Local Ponds – Jacob Henderson caught a 6-pound bass this week from an area pond using a swimbait. An angler fishing a Swainsboro area pond caught his second 9-pound bass in two weekends. He fooled this weekend’s 9-pound, 7-ounce monster with a Flashy Swimbait Head and a ZOOM Super Fluke. Michael Winge of Winge’s Bait and Tackle said that the crappie bite in area ponds has been on fire. Minnows, Jiffy Jigs, and TN Shad curly-tails have all been hot this week. Some bream started biting crickets and pink worms in the warmer weather, and some catfish were fooled with shrimp. The bass bite has heated up for those fishing shiners and buzzbaits.
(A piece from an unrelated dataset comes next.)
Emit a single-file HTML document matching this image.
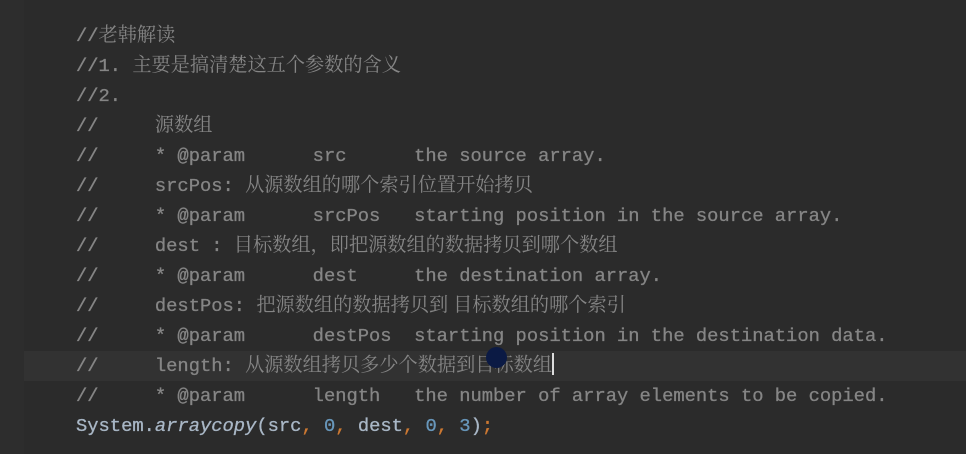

Okefenokee Swamp – The flier bite has been outstanding during warm afternoons. I took Julius Conner, Angelo Miles, and Timothy Deener between church services last Sunday, and we caught 37 fliers in just two hours on the water. Most were small (under 6 inches), but we had a few in the 7-8 inch range. We started with pink, orange, and yellow sallies, but the fish started off only wanting orange. Angelo had the hot hand with his orange sally, catching about nine of the first 10 fish. But the bite picked up, and everyone got in on the action with all three colors. The best presentation, by far, was the fly suspended 24 inches under a small balsa float, but a tiny split-shot gave it the right drop to entice bites. That rig accounted for about 30 of our 37 fish. We ran into Jerome and Brad Inman there on the east side, and they ended up with about 50 fliers by pitching orange sallies and red wiggler worms. The big females have not moved up shallow yet, but expect that during the next warm spell. I learned of an angler who fished the west side (Fargo) last weekend and caught a 4-pound bass, and the angler beside him landed a 6-pounder. They fooled them with black plastic worms. Michael Winge reported anglers catching fliers on the east side using yellow Okefenokee Swamp Sallies. The angler also reported catching some warmouth on the sallies. Michael expects the warmouth bite to be excellent in late March and early April.
Saltwater (Georgia Coast) – The whiting bite has cranked up for Waycross anglers fishing the Brunswick area. Dead shrimp fished on the bottom has been the key. Trout and some red drum were caught over the weekend by anglers fishing live shrimp around shell mounds and mud flats that were warmed in the afternoon sun. Some sheepshead were caught under bridges and around pilings in the St. Simons area. Mike and Trish Wooten of St. Simons Bait & Tackle said that the whiting bite was hot this week from the pier, even on the cooler days. Dead shrimp fished on bottom produced about all the fish anglers wanted to clean.
Best Bet – With the warm weather forecasted this weekend, the flier bite on the Okefenokee will be hard to beat as far as numbers go. I expect the best presentation to be sallies fished underneath a small balsa float. Try orange, pink, and yellow and stay with whichever color the fish are biting the best. I like #8 sallies first thing in the morning and then I switch to a #10 if the fish get finicky during the brightest part of the day. When you dial it in, you can catch them one after another. Bass fishing should be excellent over the next couple of weeks as the big females move shallow. Throw topwaters on warm mornings and flukes, lizards, and plastic worms once the sun gets overhead. The whiting bite should be excellent again this weekend, if the nice weather forecasted materializes. Watch the marine forecast late in the week before deciding on that option.